_Job_
Output the entries below exactly as written, omitting pictures.

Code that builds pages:
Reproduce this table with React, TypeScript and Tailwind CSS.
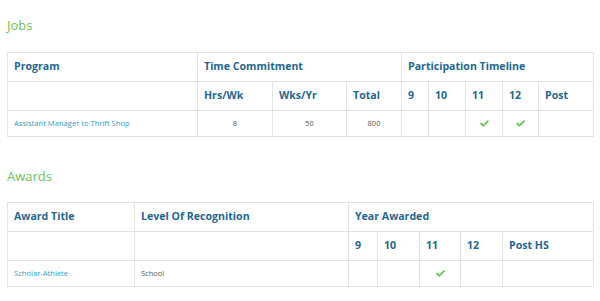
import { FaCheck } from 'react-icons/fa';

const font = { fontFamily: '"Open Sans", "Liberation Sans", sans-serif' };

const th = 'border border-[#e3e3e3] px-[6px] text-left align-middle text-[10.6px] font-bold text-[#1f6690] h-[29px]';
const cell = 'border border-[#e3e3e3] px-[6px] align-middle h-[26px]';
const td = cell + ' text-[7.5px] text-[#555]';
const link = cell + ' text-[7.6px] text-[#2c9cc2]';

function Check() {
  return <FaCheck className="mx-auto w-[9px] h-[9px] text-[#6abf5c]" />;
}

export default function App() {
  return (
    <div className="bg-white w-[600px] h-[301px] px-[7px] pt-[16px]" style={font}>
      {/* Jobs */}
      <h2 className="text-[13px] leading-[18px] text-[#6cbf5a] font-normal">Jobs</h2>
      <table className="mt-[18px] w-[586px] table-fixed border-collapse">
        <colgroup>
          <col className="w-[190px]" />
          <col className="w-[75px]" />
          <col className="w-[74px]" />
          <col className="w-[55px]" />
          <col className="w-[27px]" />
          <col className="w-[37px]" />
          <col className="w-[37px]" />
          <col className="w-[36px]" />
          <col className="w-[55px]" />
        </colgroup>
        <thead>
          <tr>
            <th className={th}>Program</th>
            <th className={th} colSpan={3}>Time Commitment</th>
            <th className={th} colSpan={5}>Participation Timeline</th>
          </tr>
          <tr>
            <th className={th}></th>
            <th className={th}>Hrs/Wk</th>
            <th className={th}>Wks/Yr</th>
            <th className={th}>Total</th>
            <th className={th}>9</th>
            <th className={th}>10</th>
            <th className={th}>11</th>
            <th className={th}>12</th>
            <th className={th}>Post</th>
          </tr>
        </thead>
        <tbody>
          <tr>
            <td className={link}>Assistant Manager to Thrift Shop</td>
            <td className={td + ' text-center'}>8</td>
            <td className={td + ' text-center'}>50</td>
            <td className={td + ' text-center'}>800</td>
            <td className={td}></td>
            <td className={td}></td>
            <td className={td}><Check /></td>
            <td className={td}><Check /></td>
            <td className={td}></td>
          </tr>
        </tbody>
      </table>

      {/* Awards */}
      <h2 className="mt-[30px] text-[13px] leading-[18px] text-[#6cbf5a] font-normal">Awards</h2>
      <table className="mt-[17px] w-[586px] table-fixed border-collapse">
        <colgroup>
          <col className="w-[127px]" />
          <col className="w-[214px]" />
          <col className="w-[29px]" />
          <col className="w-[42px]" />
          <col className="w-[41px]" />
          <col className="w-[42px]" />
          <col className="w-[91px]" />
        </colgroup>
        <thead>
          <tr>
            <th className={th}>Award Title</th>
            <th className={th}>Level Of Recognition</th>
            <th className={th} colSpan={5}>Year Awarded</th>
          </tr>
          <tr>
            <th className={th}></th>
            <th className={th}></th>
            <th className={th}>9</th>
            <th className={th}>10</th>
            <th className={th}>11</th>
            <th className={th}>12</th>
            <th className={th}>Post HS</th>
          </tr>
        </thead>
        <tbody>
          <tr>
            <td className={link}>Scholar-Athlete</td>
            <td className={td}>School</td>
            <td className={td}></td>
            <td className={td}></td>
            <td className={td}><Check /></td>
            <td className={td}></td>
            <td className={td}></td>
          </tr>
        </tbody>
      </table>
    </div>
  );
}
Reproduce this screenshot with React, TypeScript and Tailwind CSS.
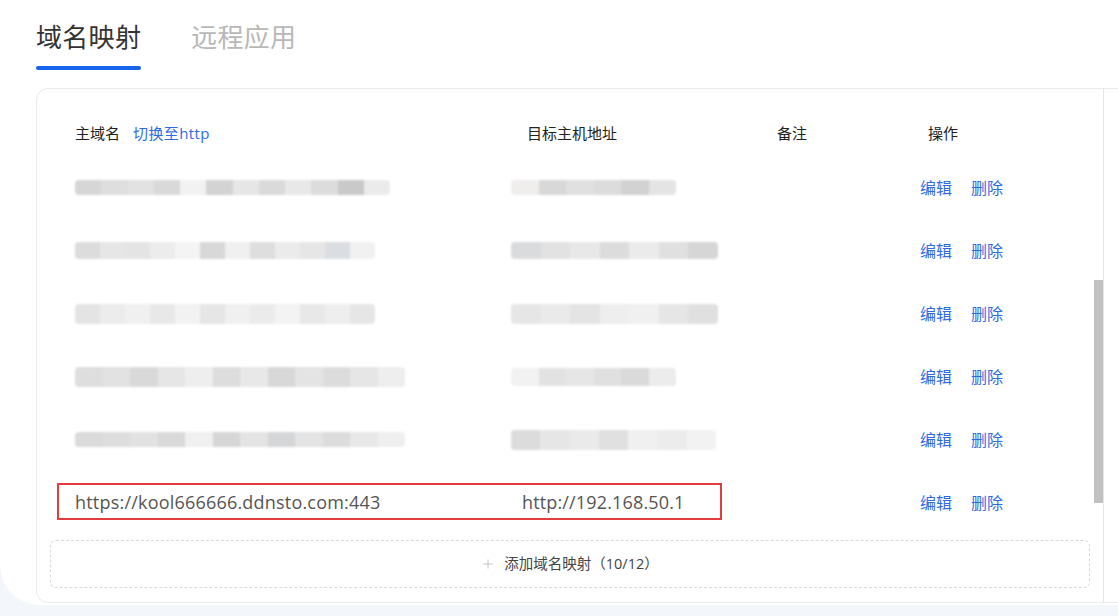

_Correct output_
Reproduce this table with React, TypeScript and Tailwind CSS.
import { FaCheck } from 'react-icons/fa';

const font = { fontFamily: '"Open Sans", "Liberation Sans", sans-serif' };

const th = 'border border-[#e3e3e3] px-[6px] text-left align-middle text-[10.6px] font-bold text-[#1f6690] h-[29px]';
const cell = 'border border-[#e3e3e3] px-[6px] align-middle h-[26px]';
const td = cell + ' text-[7.5px] text-[#555]';
const link = cell + ' text-[7.6px] text-[#2c9cc2]';

function Check() {
  return <FaCheck className="mx-auto w-[9px] h-[9px] text-[#6abf5c]" />;
}

export default function App() {
  return (
    <div className="bg-white w-[600px] h-[301px] px-[7px] pt-[16px]" style={font}>
      {/* Jobs */}
      <h2 className="text-[13px] leading-[18px] text-[#6cbf5a] font-normal">Jobs</h2>
      <table className="mt-[18px] w-[586px] table-fixed border-collapse">
        <colgroup>
          <col className="w-[190px]" />
          <col className="w-[75px]" />
          <col className="w-[74px]" />
          <col className="w-[55px]" />
          <col className="w-[27px]" />
          <col className="w-[37px]" />
          <col className="w-[37px]" />
          <col className="w-[36px]" />
          <col className="w-[55px]" />
        </colgroup>
        <thead>
          <tr>
            <th className={th}>Program</th>
            <th className={th} colSpan={3}>Time Commitment</th>
            <th className={th} colSpan={5}>Participation Timeline</th>
          </tr>
          <tr>
            <th className={th}></th>
            <th className={th}>Hrs/Wk</th>
            <th className={th}>Wks/Yr</th>
            <th className={th}>Total</th>
            <th className={th}>9</th>
            <th className={th}>10</th>
            <th className={th}>11</th>
            <th className={th}>12</th>
            <th className={th}>Post</th>
          </tr>
        </thead>
        <tbody>
          <tr>
            <td className={link}>Assistant Manager to Thrift Shop</td>
            <td className={td + ' text-center'}>8</td>
            <td className={td + ' text-center'}>50</td>
            <td className={td + ' text-center'}>800</td>
            <td className={td}></td>
            <td className={td}></td>
            <td className={td}><Check /></td>
            <td className={td}><Check /></td>
            <td className={td}></td>
          </tr>
        </tbody>
      </table>

      {/* Awards */}
      <h2 className="mt-[30px] text-[13px] leading-[18px] text-[#6cbf5a] font-normal">Awards</h2>
      <table className="mt-[17px] w-[586px] table-fixed border-collapse">
        <colgroup>
          <col className="w-[127px]" />
          <col className="w-[214px]" />
          <col className="w-[29px]" />
          <col className="w-[42px]" />
          <col className="w-[41px]" />
          <col className="w-[42px]" />
          <col className="w-[91px]" />
        </colgroup>
        <thead>
          <tr>
            <th className={th}>Award Title</th>
            <th className={th}>Level Of Recognition</th>
            <th className={th} colSpan={5}>Year Awarded</th>
          </tr>
          <tr>
            <th className={th}></th>
            <th className={th}></th>
            <th className={th}>9</th>
            <th className={th}>10</th>
            <th className={th}>11</th>
            <th className={th}>12</th>
            <th className={th}>Post HS</th>
          </tr>
        </thead>
        <tbody>
          <tr>
            <td className={link}>Scholar-Athlete</td>
            <td className={td}>School</td>
            <td className={td}></td>
            <td className={td}></td>
            <td className={td}><Check /></td>
            <td className={td}></td>
            <td className={td}></td>
          </tr>
        </tbody>
      </table>
    </div>
  );
}
Reproduce this screenshot with React, TypeScript and Tailwind CSS.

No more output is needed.